Beech - a long smoking hardwood, delicate flavour similar to Oak.

Cherry - best for poultry and pork, a very fruity and sweet smoke with subtle intensity. Our favourite with Ribs...

Coffee Soaked Tassie Oak - Tassie Oak soaked in Coffee to give a delicate smoke fantastic for cold smoking chocolate and cheese, and for hot smokes with sweeter meats.

Hickory - strong and sweet, a 'classic' smokey taste. Another all-rounder suitable for almost all cooks.

Jam - ideal for smoking in a weber or hooded bbq. Mild slightly spicy smoke, that burns well at slightly higher temperatures with proper soaking. Aus native.

Mallee Nuggets - from the WA desert, these provide a dense, rich earthy smoke ideal for pork and chicken.

Maple - mild smoke, somewhat sweet. Excellent with ham and vegetables.

Mesquite - very strong and intense spicy smoke flavour. Best with game meats, beef and poultry. Fantastic for Jerky making!

Mountain Ash - a mild all-rounder with a mellowness that really allows for the underlying flavours of your meat,veggies and marinade to shine.

Oak - a strong smoke on it's own, but fantastic when blended with sweet woods. Recommend for brisket, beef and venison.

Peach - very mild, sweet smoke. Best suited for poultry and pork.

Pear - slightly sweet, with a dull spice, suitable for poultry and port.

Pecan - Aussie native, very similar characteristic to Hickory, with nutty undertones. Perfect allrounder.

Plum - our current favourite! Like a sweet and spicy take on a classic Hickory smoke. Fast growing in popularity in smoking circles.

Redgum - very strong,hearty smoke that is dense and spicy.

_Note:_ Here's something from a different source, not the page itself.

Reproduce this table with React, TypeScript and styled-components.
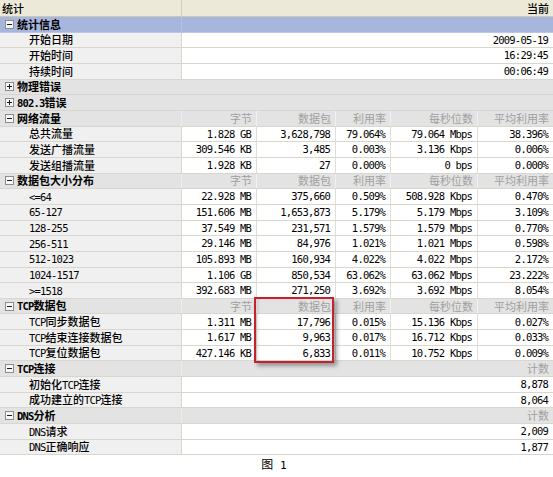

Best suited for red meats like lamb and beef.

Sandalwood - unique - with the majority of the natural oils removed - this smoking wood provides a very mild, exotic and spicy smoke that tastes and smells great.

Sheoak - native to Australia, producing a mellow smoke flavour, fantastic with seafood in particular, and poultry.

Tassie Oak - another native, tassie oak takes to pre-soaking very well so is popular for people looking to experiment with their own flavour twists. Best for poultry and fish.

Wine Soaked Tassie Oak - creates an amazing aroma while smoking!  Better for dark meats and game.